Quote every line of the data below as it stands, omitting pictures.

# START OF SUPPLIED INFORMATION

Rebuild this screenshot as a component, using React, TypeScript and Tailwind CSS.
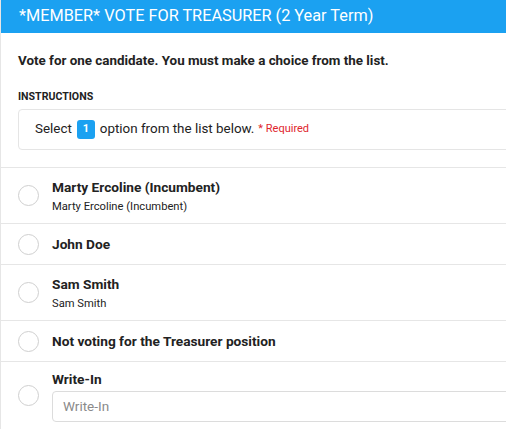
import React from "react";

type Option = { title: string; sub?: string };

const options: Option[] = [
  { title: "Marty Ercoline (Incumbent)", sub: "Marty Ercoline (Incumbent)" },
  { title: "John Doe" },
  { title: "Sam Smith", sub: "Sam Smith" },
  { title: "Not voting for the Treasurer position" },
];

function Radio() {
  return <span className="block h-[21px] w-[21px] shrink-0 rounded-full border border-[#cfcfcf] bg-white" />;
}

export default function App() {
  return (
    <div className="h-[429px] w-[506px] overflow-hidden bg-white text-[#222] font-['Roboto',sans-serif]">
      <div className="w-[560px] border-l border-[#e6e6e6]">
        <div className="flex h-[33px] items-center bg-[#1ba1f1] pl-[18px] text-[16.3px] text-white">
          *MEMBER* VOTE FOR TREASURER (2 Year Term)
        </div>

        <div className="px-[17px] pb-[17px] pt-[17px]">
          <p className="text-[13.4px] font-bold leading-[22px]">
            Vote for one candidate. You must make a choice from the list.
          </p>
          <p className="mt-[18px] text-[10.6px] font-bold leading-[14px]">INSTRUCTIONS</p>
          <div className="mt-[5px] flex h-[41px] items-center rounded border border-[#e5e5e5] pl-[16px] text-[13.4px]">
            Select
            <span className="mx-[5px] flex h-[19px] w-[18px] items-center justify-center rounded-[3px] bg-[#1ba1f1] text-[11px] font-bold text-white">
              1
            </span>
            option from the list below.
            <span className="ml-[4px] text-[11px] text-[#e0262d]">* Required</span>
          </div>
        </div>

        {options.map((o) => (
          <div
            key={o.title}
            className={`flex items-center gap-[13px] border-t border-[#e6e6e6] pl-[17px] ${o.sub ? "h-[56px]" : "h-[41px]"}`}
          >
            <Radio />
            <div>
              <div className="text-[13.7px] font-bold leading-[20px]">{o.title}</div>
              {o.sub && <div className="mt-[2px] text-[11.2px] leading-[16px]">{o.sub}</div>}
            </div>
          </div>
        ))}

        <div className="flex items-center gap-[13px] border-t border-[#e6e6e6] pb-[8px] pl-[17px] pt-[7px]">
          <Radio />
          <div className="flex-1">
            <div className="text-[13.7px] font-bold leading-[20px]">Write-In</div>
            <div className="mt-[2px] flex h-[31px] items-center rounded border border-[#dcdcdc] pl-[10px] text-[13.5px] text-[#8a8a8a]">
              Write-In
            </div>
          </div>
        </div>
      </div>
    </div>
  );
}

# END OF SUPPLIED INFORMATION

§ FINAL ANSWER:
Rebuild this screenshot as a component, using React, TypeScript and Tailwind CSS.
import React from "react";

type Option = { title: string; sub?: string };

const options: Option[] = [
  { title: "Marty Ercoline (Incumbent)", sub: "Marty Ercoline (Incumbent)" },
  { title: "John Doe" },
  { title: "Sam Smith", sub: "Sam Smith" },
  { title: "Not voting for the Treasurer position" },
];

function Radio() {
  return <span className="block h-[21px] w-[21px] shrink-0 rounded-full border border-[#cfcfcf] bg-white" />;
}

export default function App() {
  return (
    <div className="h-[429px] w-[506px] overflow-hidden bg-white text-[#222] font-['Roboto',sans-serif]">
      <div className="w-[560px] border-l border-[#e6e6e6]">
        <div className="flex h-[33px] items-center bg-[#1ba1f1] pl-[18px] text-[16.3px] text-white">
          *MEMBER* VOTE FOR TREASURER (2 Year Term)
        </div>

        <div className="px-[17px] pb-[17px] pt-[17px]">
          <p className="text-[13.4px] font-bold leading-[22px]">
            Vote for one candidate. You must make a choice from the list.
          </p>
          <p className="mt-[18px] text-[10.6px] font-bold leading-[14px]">INSTRUCTIONS</p>
          <div className="mt-[5px] flex h-[41px] items-center rounded border border-[#e5e5e5] pl-[16px] text-[13.4px]">
            Select
            <span className="mx-[5px] flex h-[19px] w-[18px] items-center justify-center rounded-[3px] bg-[#1ba1f1] text-[11px] font-bold text-white">
              1
            </span>
            option from the list below.
            <span className="ml-[4px] text-[11px] text-[#e0262d]">* Required</span>
          </div>
        </div>

        {options.map((o) => (
          <div
            key={o.title}
            className={`flex items-center gap-[13px] border-t border-[#e6e6e6] pl-[17px] ${o.sub ? "h-[56px]" : "h-[41px]"}`}
          >
            <Radio />
            <div>
              <div className="text-[13.7px] font-bold leading-[20px]">{o.title}</div>
              {o.sub && <div className="mt-[2px] text-[11.2px] leading-[16px]">{o.sub}</div>}
            </div>
          </div>
        ))}

        <div className="flex items-center gap-[13px] border-t border-[#e6e6e6] pb-[8px] pl-[17px] pt-[7px]">
          <Radio />
          <div className="flex-1">
            <div className="text-[13.7px] font-bold leading-[20px]">Write-In</div>
            <div className="mt-[2px] flex h-[31px] items-center rounded border border-[#dcdcdc] pl-[10px] text-[13.5px] text-[#8a8a8a]">
              Write-In
            </div>
          </div>
        </div>
      </div>
    </div>
  );
}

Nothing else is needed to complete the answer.